= Quanbun =

Pastoral lease in Western Australia

Quanbun Station, also known as Quanbum and Quanbun Downs, is a pastoral lease and cattle station located about 40 km southwest of Fitzroy Crossing in the Kimberley region of Western Australia.

== History ==
The station was established at some point prior to 1887. In 1887, Edwin Rose and his brother became managers and part-owners of Quanbun. In 1888 the property occupied an area of 50000 acre.

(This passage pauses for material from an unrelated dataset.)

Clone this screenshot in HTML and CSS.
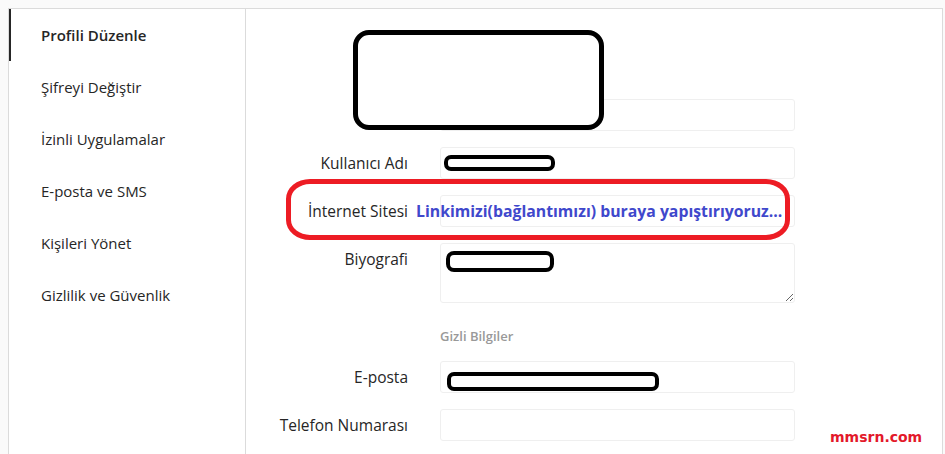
FILE: index.html
```html
<!DOCTYPE html>
<html lang="tr">
<head>
  <meta charset="UTF-8" />
  <meta name="viewport" content="width=device-width, initial-scale=1" />
  <title>Profili Düzenle</title>
  <link rel="stylesheet" href="styles.css">
</head>
<body>
  <div class="page">
    <ul class="side-nav">
      <li class="nav-item active">Profili Düzenle</li>
      <li class="nav-item">Şifreyi Değiştir</li>
      <li class="nav-item">İzinli Uygulamalar</li>
      <li class="nav-item">E-posta ve SMS</li>
      <li class="nav-item">Kişileri Yönet</li>
      <li class="nav-item">Gizlilik ve Güvenlik</li>
    </ul>

    <section class="edit-form">
      <div class="photo-row"></div>

      <div class="form-row">
        <label class="row-label">Adı</label>
        <div class="row-field"><input class="text-input" type="text"></div>
      </div>

      <div class="form-row">
        <label class="row-label">Kullanıcı Adı</label>
        <div class="row-field"><input class="text-input" type="text"></div>
      </div>

      <div class="form-row">
        <label class="row-label">İnternet Sitesi</label>
        <div class="row-field"><input class="text-input" type="text"></div>
      </div>

      <div class="form-row">
        <label class="row-label">Biyografi</label>
        <div class="row-field"><textarea class="text-area"></textarea></div>
      </div>

      <div class="form-row">
        <div class="row-label"></div>
        <div class="row-field section-title">Gizli Bilgiler</div>
      </div>

      <div class="form-row">
        <label class="row-label">E-posta</label>
        <div class="row-field"><input class="text-input" type="text"></div>
      </div>

      <div class="form-row">
        <label class="row-label">Telefon Numarası</label>
        <div class="row-field"><input class="text-input" type="text"></div>
      </div>
    </section>

    <!-- annotations drawn over the screenshot -->
    <div class="mark mark-photo"></div>
    <div class="mark mark-user"></div>
    <div class="mark mark-bio"></div>
    <div class="mark mark-mail"></div>
    <div class="circle-site"></div>
    <div class="note-link">Linkimizi(bağlantımızı) buraya yapıştırıyoruz...</div>
    <div class="watermark">mmsrn.com</div>
  </div>
</body>
</html>
```

FILE: styles.css
```css
html, body {
  margin: 0;
  padding: 0;
  background: #fafafa;
  font-family: 'Open Sans', 'Noto Sans', sans-serif;
  color: #262626;
  overflow: hidden;
}

.page {
  position: relative;
  display: flex;
  margin: 8px 2px 0 8px;
  height: 446px;
  background: #fff;
  border: 1px solid #dbdbdb;
  border-bottom: 0;
  box-sizing: border-box;
}

.side-nav {
  list-style: none;
  margin: 0;
  padding: 0;
  width: 237px;
  flex: 0 0 237px;
  border-right: 1px solid #dbdbdb;
  box-sizing: border-box;
}

.nav-item {
  padding: 16px 16px 16px 30px;
  border-left: 2px solid transparent;
  font-size: 15px;
  line-height: 20px;
  color: #262626;
}

.nav-item.active {
  border-left-color: #262626;
  font-weight: 600;
}

.edit-form {
  flex: 1;
  padding-top: 30px;
}

.photo-row {
  height: 44px;
  margin-bottom: 16px;
}

.form-row {
  display: flex;
  margin-bottom: 16px;
}

.row-label {
  flex: 0 0 194px;
  box-sizing: border-box;
  padding: 6px 32px 0 0;
  text-align: right;
  font-size: 15.5px;
  font-weight: 500;
  line-height: 20px;
  color: #262626;
}

.row-field {
  width: 355px;
}

.text-input,
.text-area {
  display: block;
  width: 100%;
  height: 32px;
  margin: 0;
  padding: 0 10px;
  box-sizing: border-box;
  border: 1px solid #efefef;
  border-radius: 3px;
  background: #fff;
  font-family: inherit;
  font-size: 15px;
}

.text-area {
  height: 60px;
  resize: vertical;
}

.section-title {
  height: 26px;
  padding-top: 8px;
  box-sizing: border-box;
  font-size: 13px;
  font-weight: 600;
  line-height: 18px;
  color: #999;
}

.mark {
  position: absolute;
  border: 4px solid #000;
  box-sizing: border-box;
  background: #fff;
}

.mark-photo {
  left: 344px;
  top: 21px;
  width: 251px;
  height: 100px;
  border-width: 5px;
  border-radius: 16px;
}

.mark-user {
  left: 435px;
  top: 146px;
  width: 111px;
  height: 16px;
  border-radius: 7px;
}

.mark-bio {
  left: 437px;
  top: 242px;
  width: 108px;
  height: 21px;
  border-radius: 8px;
}

.mark-mail {
  left: 438px;
  top: 363px;
  width: 212px;
  height: 19px;
  border-radius: 7px;
}

.circle-site {
  position: absolute;
  left: 277px;
  top: 170px;
  width: 504px;
  height: 61px;
  border: 5px solid #ed1c24;
  border-radius: 24px / 20px;
  box-sizing: border-box;
}

.note-link {
  position: absolute;
  left: 407px;
  top: 191px;
  font-size: 15.8px;
  font-weight: 700;
  line-height: 22px;
  color: #3f48cc;
  white-space: nowrap;
}

.watermark {
  position: absolute;
  left: 821px;
  top: 419px;
  font-family: 'DejaVu Sans', sans-serif;
  font-size: 14px;
  font-weight: 700;
  line-height: 18px;
  color: #e3182a;
}
```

In 1894 the property was still managed by Rose, and was operating as a sheep station.

The Calvert expedition arrived at the station in 1896 and immediately set up a search party for a group of men who were supposed to arrive ahead of the main party.

In 1905 the property was owned by Arnold Jeffes Rose, who remained in the area until 1911. The property remained in the family, with son Richard Jeffes Rose taking over in adulthood.

Roses were managers at Quanbun in 1954 when SP Walker from United Aborigines Mission Station at Fitzroy Crossing visited.

The property was owned by Keith Anderson in 2010; Anderson also owned Jubilee Downs Station. Together the properties occupy an area of 2200 km2 and were stocked with 12,000 Droughtmaster cattle.

In 2020, Andrew Forrest acquired both Quanbun and Jubilee Downs for over AUD30 million.